In my case, the file contains 60 references to the string myextension, grouped in 10 chunks of 6 each. The first group of six looks like this:
15704 stat(“myextension”, 0x7fff1dd88ed0) = -1 ENOENT (No such file or directory)
15704 open(“myextension.x86_64-linux-gnu.so”, O_RDONLY) = -1 ENOENT (No such file or directory)
15704 open(“myextension.so”, O_RDONLY) = -1 ENOENT (No such file or directory)
15704 open(“myextensionmodule.so”, O_RDONLY) = -1 ENOENT (No such file or directory)
15704 open(“myextension.py”, O_RDONLY) = -1 ENOENT (No such file or directory)
15704 open(“myextension.pyc”, O_RDONLY) = -1 ENOENT (No such file or directory)
The number 15704 is the process ID. You can safely ignore it for now. The second component (before the parenthesis) is the system call. We have stat, which is used to get information about a file, and open, used (you guessed it) to open the file. (Hint: stat is used in the first line instead of open because it’s assumed to be a directory name).

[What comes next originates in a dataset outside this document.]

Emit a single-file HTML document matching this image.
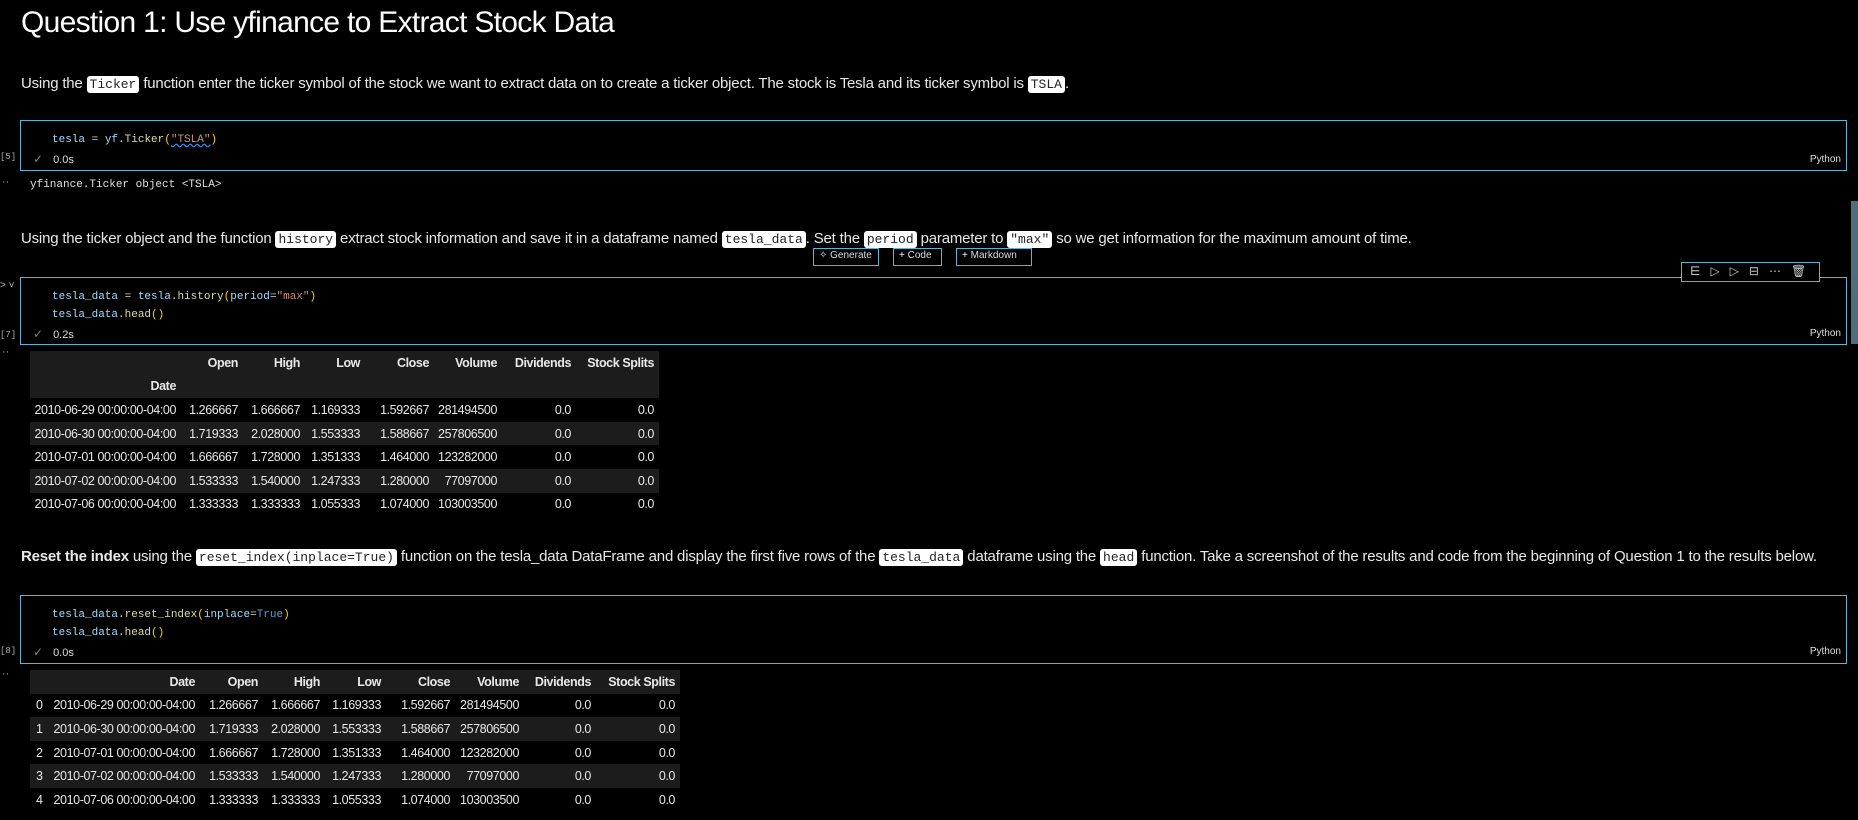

All six calls are followed by a result code after an equal sign. In all cases, that’s -1 ENOENT (No such file or directory). ENOENT means that the file is not there, which we already knew. What we didn’t know, though, is what files the system is asked to look for.
First, there is a directory with the name we provided. It is not preceded by a location, so we are looking in the current working directory. Once the specified directory is not found in the current working directory, the system is asked to find a file named myextension. x86_64-linux-gnu.so. Then myextension.so. Then myextensionmodule.so. Etc. The order is important, as the search is typically aborted at the first file found.
The next group of 6 starts with this line:
15704 stat("/usr/lib/python2.7/myextension", 0x7fff1dd88ed0) = -1 ENOENT (No such file or directory)
You are now pros in reading this! The only difference from the first call of the first group is the location of the file (directory) we are looking for. This time, we look in
/usr/lib/python2.7/. The remainder of the group of six is looking in the same directory. After that, we move on to the directory
Once you exhaust the list in the strace file, you have all the locations where the file was searched, and under what name. Maybe there is a version conflict in your myextension, and it wound its way into the python2.6 location. Or maybe it’s a 32-bit version, and it’s hiding in the plat-x32 directory. No matter what: now you know where that file should be.